◆ **SOURCE MATERIAL**:
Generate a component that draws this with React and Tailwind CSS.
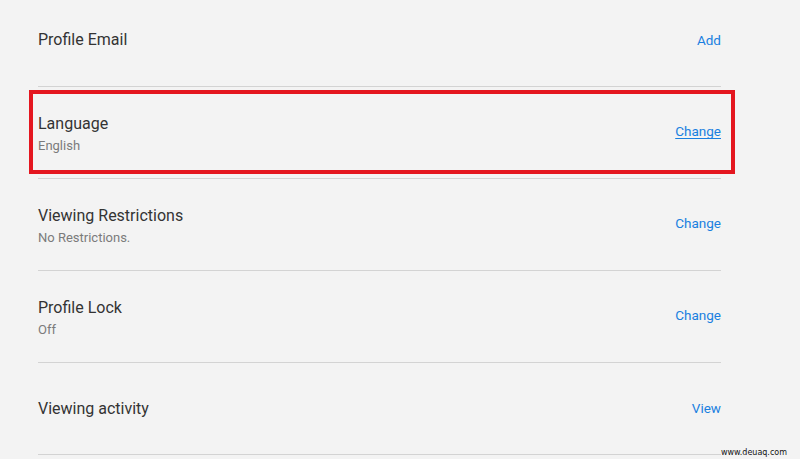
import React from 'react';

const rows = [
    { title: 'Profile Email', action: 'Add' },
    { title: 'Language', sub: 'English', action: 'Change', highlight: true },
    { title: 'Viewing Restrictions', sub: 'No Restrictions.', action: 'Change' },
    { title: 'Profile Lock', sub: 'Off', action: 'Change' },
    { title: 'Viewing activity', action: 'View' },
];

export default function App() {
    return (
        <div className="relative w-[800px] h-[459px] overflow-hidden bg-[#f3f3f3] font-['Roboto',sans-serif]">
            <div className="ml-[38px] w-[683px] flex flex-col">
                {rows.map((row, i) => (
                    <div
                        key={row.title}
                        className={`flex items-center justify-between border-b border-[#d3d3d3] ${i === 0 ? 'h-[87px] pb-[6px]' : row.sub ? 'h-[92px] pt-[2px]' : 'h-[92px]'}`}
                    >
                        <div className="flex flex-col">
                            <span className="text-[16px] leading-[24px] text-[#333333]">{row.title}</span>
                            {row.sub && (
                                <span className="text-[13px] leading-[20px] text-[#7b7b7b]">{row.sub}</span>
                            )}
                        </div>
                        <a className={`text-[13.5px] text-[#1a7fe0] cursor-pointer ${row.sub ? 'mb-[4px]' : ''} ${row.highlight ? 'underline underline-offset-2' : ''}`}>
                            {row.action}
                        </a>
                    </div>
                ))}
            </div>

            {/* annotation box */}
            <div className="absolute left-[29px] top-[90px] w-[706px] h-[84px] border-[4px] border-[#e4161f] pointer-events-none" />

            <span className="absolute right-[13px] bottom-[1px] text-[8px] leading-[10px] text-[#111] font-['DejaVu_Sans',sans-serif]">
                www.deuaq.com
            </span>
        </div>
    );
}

◆ **SET PROBLEM**:
Omit every picture while copying the listing above exactly.

◆ **THE OUTPUT**:
Generate a component that draws this with React and Tailwind CSS.
import React from 'react';

const rows = [
    { title: 'Profile Email', action: 'Add' },
    { title: 'Language', sub: 'English', action: 'Change', highlight: true },
    { title: 'Viewing Restrictions', sub: 'No Restrictions.', action: 'Change' },
    { title: 'Profile Lock', sub: 'Off', action: 'Change' },
    { title: 'Viewing activity', action: 'View' },
];

export default function App() {
    return (
        <div className="relative w-[800px] h-[459px] overflow-hidden bg-[#f3f3f3] font-['Roboto',sans-serif]">
            <div className="ml-[38px] w-[683px] flex flex-col">
                {rows.map((row, i) => (
                    <div
                        key={row.title}
                        className={`flex items-center justify-between border-b border-[#d3d3d3] ${i === 0 ? 'h-[87px] pb-[6px]' : row.sub ? 'h-[92px] pt-[2px]' : 'h-[92px]'}`}
                    >
                        <div className="flex flex-col">
                            <span className="text-[16px] leading-[24px] text-[#333333]">{row.title}</span>
                            {row.sub && (
                                <span className="text-[13px] leading-[20px] text-[#7b7b7b]">{row.sub}</span>
                            )}
                        </div>
                        <a className={`text-[13.5px] text-[#1a7fe0] cursor-pointer ${row.sub ? 'mb-[4px]' : ''} ${row.highlight ? 'underline underline-offset-2' : ''}`}>
                            {row.action}
                        </a>
                    </div>
                ))}
            </div>

            {/* annotation box */}
            <div className="absolute left-[29px] top-[90px] w-[706px] h-[84px] border-[4px] border-[#e4161f] pointer-events-none" />

            <span className="absolute right-[13px] bottom-[1px] text-[8px] leading-[10px] text-[#111] font-['DejaVu_Sans',sans-serif]">
                www.deuaq.com
            </span>
        </div>
    );
}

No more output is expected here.